Macaulay, whose mind was never hurried or confused, learned to read very rapidly, to absorb a page at a glance. A distinguished professor, who has spent his life in the most minutely technical scholarship, surprised us one day by commending to his classes the fine art of “skipping.” Many good books, including some most meritorious “three-decker” novels, have their profitless pages, and it is useful to know by a kind of practised instinct where to pause and reread and where to run lightly and rapidly over the page. It is a useful accomplishment not only in the reading of fiction, but in the business of life, to the man of affairs who must get the gist of a mass of written matter, and to the student of any special subject.

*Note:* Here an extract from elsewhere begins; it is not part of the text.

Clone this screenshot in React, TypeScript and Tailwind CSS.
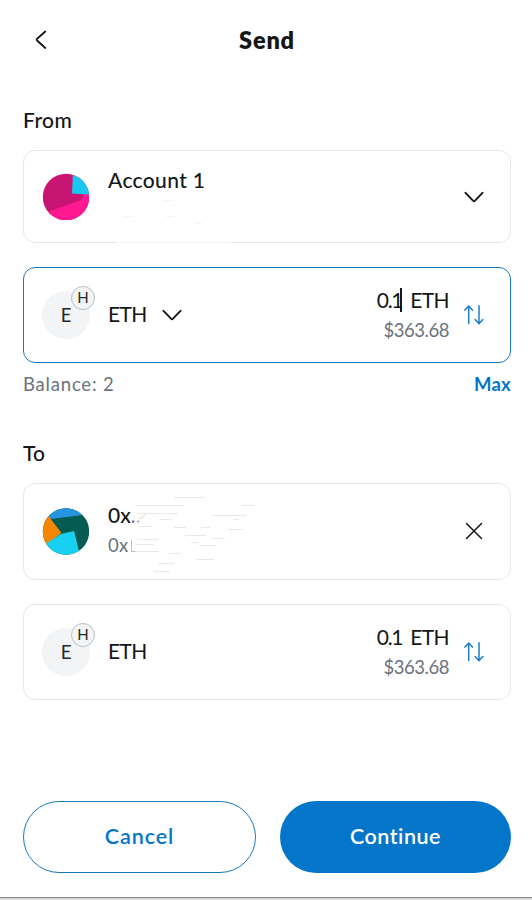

Usually, of course, a book that is worth reading at all is worth reading carefully. Thoroughness of reading is the first thing to preach and to practise, and it is perhaps dangerous to suggest to a beginner that any book should be skimmed. The suggestion will serve its purpose if it indicates that there are ways to read, that practice in reading is like practice in anything else; the more one does, and the more intelligently one does it, the farther and more easily one can go. In the best reading—that is, the most thoughtful reading of the most thoughtful books—attention is necessary. It is even necessary that we should read some works, some passages, so often and with such close application that we commit them to memory. It is said that the habit of learning pieces by heart is not so prevalent as it used to be. I hope that this is not so. What! have you no poems by heart, no great songs, no verses from the Bible, no speeches from Shakespeare? Then you have not begun to read, you have not learned how to read.

We have said enough, perhaps, of the theories of reading. The one lesson that seems most obvious is that we must come close to literature.